The EU – and EU parliament, is therefore setting the highest data and privacy standards and any digital company that is more than a local agency, will need to meet those standards.

Equally, European cities are those with both the greatest need to remove the car from their centres (as medieval layouts are not suited to heavy traffic) and the politics (at local and EU level) to ban diesel and petrol cars is powerful, thus spurring the adoption of electric vehicles, driving this innovation.

Expect therefore the changes in new drug testing and adoption to be first tested in law at the EU level. And the legal framework for non-driver autonomous vehicles will have to be set at EU level and so on and so forth.

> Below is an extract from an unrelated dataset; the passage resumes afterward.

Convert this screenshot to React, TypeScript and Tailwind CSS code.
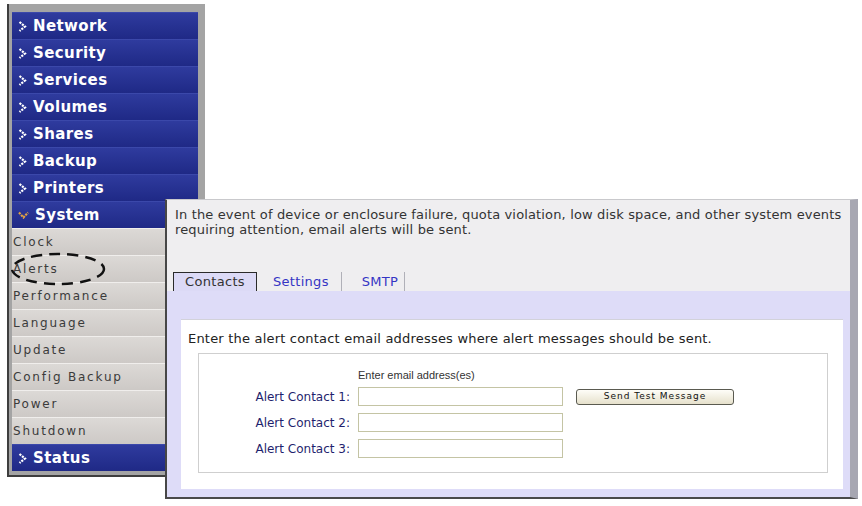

Equally, the digital tax on tech giants will come from coordinated action across the EU and no doubt through the EU parliament too.

Hence, even if Silicon Valley can invent new tech, its commercial success will require compliance with EU law. This will happen regardless of who sits in the White House or what kind of promises a Brexit Prime Minister makes in Britain.

It is also possible that the next holder of the keys to the White House will exert some pressure too – but depending on the nature of those incumbents it might simply be restricted to adjustments to the tax code to force US tech companies to onshore profits and IP (source: FT)

In the meantime, smart news organisations will be taking half their international bureau budgets and using them to expand their reporting teams in Brussels in the 2020s.

Summary – the 2020s

Above all else, this is the decade where technology and politics meet – or collide. Expect squeals and yelps from West Coast libertarians, but most people will recognise the value and need of a more grown up approach to technology.

We’ve had the dark social media adverts influencing our politics. We’ve seen our health systems brought to its knees (temporarily) by cyberattacks and we’ve experienced the drama and emotionally numbing effect of VAR technology in that European export success, football.

Our planet faces a number of potentially existential threats – eg. climate change – that will drive technology development in transport, consumption and energy. But this time, the politics will be driving the change, not just the market or consumer.

Success in the 2020s will depend on the ability to combine both great technology and user experience with effective engagement with the politics and political issues of the day.

No wo(man) is an Island! We really are in this together!

I hope this has been helpful, interesting and stimulating!

And above all, have an amazing year and an incredible decade.